→ Collected data:

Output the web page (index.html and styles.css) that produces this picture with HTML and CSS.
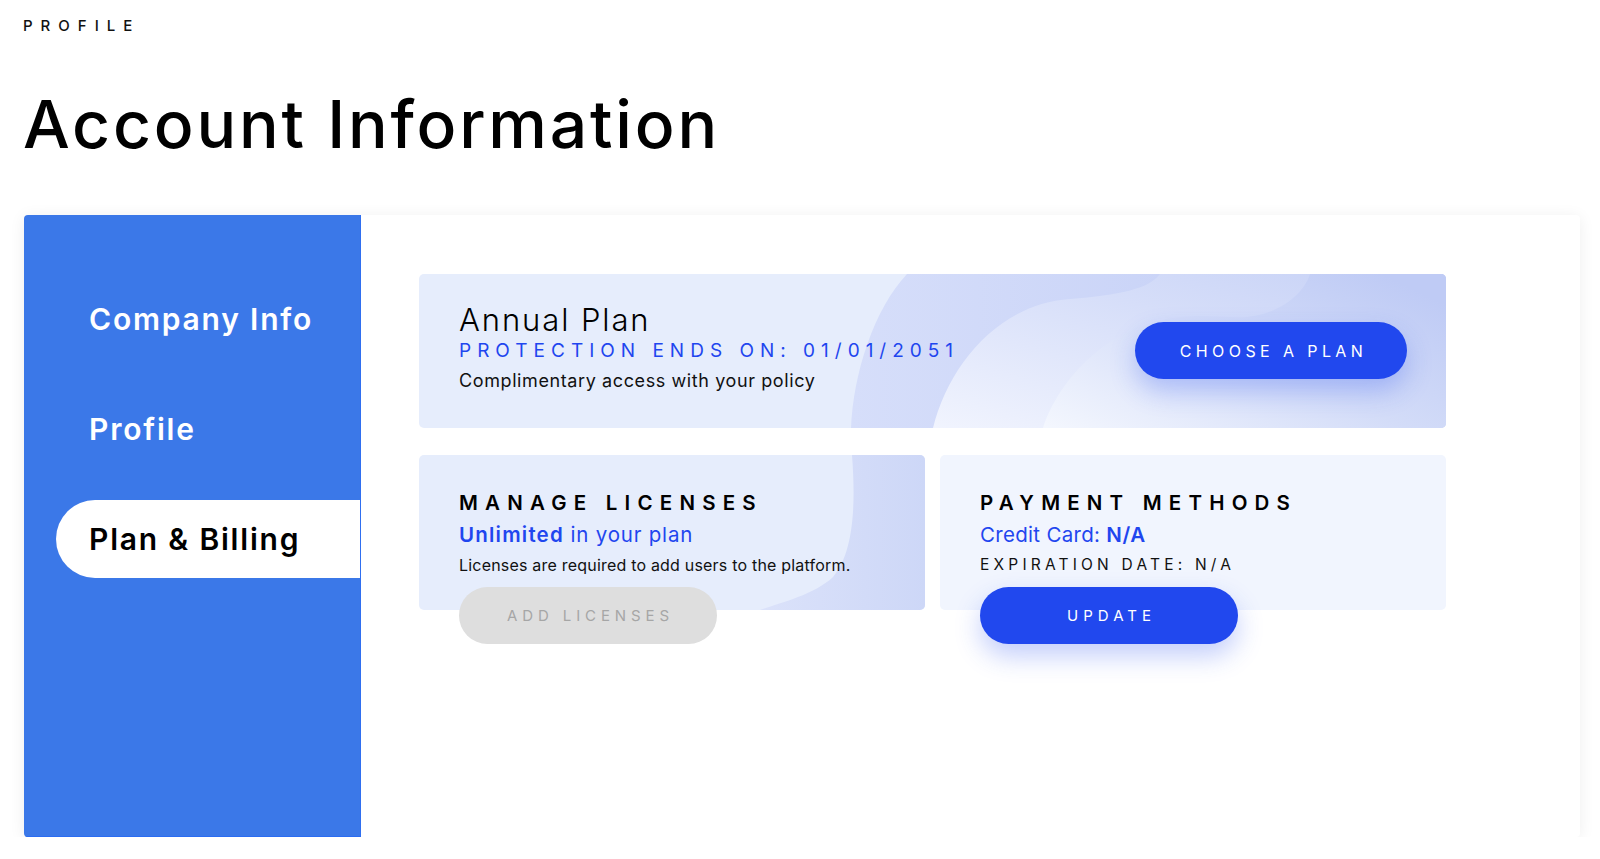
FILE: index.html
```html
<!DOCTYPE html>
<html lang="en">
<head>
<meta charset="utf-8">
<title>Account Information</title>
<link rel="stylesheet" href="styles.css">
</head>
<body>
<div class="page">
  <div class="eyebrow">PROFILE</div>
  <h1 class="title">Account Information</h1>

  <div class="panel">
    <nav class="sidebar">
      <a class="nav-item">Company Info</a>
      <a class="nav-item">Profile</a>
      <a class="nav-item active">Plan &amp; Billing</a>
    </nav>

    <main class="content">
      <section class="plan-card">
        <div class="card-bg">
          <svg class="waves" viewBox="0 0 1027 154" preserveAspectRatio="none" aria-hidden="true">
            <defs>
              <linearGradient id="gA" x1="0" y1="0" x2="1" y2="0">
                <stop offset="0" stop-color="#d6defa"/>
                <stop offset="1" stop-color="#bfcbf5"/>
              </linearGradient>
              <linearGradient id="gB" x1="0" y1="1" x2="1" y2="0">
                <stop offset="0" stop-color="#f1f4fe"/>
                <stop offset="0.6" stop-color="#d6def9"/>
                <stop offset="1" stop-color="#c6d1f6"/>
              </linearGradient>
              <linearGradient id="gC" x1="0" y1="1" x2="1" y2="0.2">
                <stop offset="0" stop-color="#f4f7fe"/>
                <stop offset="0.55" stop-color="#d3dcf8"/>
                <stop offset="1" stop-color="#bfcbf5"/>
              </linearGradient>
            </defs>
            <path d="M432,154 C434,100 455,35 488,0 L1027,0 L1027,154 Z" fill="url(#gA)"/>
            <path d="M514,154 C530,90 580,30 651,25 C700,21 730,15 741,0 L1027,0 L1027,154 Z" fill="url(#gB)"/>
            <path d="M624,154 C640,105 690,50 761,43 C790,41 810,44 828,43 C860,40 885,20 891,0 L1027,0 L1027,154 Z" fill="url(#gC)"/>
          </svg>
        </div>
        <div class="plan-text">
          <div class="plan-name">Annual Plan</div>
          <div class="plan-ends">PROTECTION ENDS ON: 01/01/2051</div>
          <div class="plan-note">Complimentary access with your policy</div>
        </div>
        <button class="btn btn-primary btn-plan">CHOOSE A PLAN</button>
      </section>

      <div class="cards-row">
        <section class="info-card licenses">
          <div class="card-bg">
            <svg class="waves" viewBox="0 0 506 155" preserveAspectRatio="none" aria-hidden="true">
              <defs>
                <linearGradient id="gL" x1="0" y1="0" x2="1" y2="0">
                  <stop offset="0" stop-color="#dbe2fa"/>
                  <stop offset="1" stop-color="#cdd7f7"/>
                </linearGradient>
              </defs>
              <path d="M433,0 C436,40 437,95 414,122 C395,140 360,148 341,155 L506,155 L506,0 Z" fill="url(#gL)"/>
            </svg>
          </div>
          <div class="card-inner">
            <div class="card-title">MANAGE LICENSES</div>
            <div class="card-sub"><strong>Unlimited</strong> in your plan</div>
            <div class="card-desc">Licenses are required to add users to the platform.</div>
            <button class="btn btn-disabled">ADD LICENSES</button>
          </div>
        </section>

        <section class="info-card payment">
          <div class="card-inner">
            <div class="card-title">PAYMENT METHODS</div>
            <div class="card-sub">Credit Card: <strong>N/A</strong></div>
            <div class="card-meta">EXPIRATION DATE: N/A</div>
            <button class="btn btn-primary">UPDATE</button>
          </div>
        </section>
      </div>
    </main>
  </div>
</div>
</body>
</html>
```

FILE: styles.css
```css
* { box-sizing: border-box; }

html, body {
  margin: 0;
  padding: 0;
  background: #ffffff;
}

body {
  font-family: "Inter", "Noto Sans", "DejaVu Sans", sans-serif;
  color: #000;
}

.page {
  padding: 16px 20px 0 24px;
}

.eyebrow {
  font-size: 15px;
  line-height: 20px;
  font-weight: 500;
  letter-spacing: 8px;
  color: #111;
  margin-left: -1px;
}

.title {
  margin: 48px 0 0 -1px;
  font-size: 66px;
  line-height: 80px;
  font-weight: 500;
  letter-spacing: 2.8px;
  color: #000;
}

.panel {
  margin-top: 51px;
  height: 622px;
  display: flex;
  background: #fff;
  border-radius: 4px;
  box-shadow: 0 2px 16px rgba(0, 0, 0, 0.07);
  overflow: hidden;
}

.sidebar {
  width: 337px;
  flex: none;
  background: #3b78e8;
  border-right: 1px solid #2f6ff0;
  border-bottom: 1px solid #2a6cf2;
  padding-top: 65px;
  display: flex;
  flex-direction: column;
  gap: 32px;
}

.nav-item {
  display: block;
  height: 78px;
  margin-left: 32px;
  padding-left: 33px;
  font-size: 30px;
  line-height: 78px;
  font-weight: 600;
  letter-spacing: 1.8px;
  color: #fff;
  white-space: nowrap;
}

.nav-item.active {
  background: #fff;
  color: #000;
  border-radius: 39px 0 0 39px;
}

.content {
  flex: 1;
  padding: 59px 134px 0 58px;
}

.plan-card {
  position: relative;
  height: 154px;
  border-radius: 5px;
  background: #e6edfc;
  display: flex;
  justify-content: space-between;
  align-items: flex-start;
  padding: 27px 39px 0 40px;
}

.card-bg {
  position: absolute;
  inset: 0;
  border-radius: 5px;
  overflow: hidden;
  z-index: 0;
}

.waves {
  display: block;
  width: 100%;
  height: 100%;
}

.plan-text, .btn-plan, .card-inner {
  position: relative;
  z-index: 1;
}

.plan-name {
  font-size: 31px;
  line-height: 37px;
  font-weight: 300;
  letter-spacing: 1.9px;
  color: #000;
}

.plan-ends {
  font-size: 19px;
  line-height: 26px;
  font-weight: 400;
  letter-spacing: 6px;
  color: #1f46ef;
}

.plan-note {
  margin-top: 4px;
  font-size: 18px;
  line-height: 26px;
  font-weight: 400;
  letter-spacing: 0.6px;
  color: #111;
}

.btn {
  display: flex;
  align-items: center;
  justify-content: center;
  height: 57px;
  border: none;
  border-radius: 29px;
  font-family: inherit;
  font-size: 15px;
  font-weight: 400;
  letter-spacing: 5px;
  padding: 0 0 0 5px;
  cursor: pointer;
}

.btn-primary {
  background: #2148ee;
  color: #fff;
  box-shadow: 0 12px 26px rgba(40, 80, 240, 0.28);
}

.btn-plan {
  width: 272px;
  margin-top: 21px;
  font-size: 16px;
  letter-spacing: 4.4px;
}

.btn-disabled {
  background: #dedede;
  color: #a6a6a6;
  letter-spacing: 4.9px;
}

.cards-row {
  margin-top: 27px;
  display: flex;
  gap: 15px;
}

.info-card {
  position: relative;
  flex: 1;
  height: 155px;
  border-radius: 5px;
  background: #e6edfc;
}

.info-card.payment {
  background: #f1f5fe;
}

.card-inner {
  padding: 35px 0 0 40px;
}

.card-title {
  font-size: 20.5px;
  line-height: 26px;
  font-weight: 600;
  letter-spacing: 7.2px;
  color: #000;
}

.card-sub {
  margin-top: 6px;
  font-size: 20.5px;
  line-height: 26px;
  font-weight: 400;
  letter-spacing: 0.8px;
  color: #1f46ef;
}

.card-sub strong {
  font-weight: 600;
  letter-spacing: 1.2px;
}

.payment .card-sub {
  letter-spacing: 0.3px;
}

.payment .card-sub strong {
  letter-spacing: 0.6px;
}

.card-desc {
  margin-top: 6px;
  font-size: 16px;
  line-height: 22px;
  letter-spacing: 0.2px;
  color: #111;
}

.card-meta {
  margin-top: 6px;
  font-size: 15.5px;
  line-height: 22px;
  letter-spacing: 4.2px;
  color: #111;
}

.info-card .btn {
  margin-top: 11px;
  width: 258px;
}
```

→ Objective:
Show every line where the string "page" appears.

→ Written response:
Output the web page (index.html and styles.css) that produces this picture with HTML and CSS.
<div class="page">
.page {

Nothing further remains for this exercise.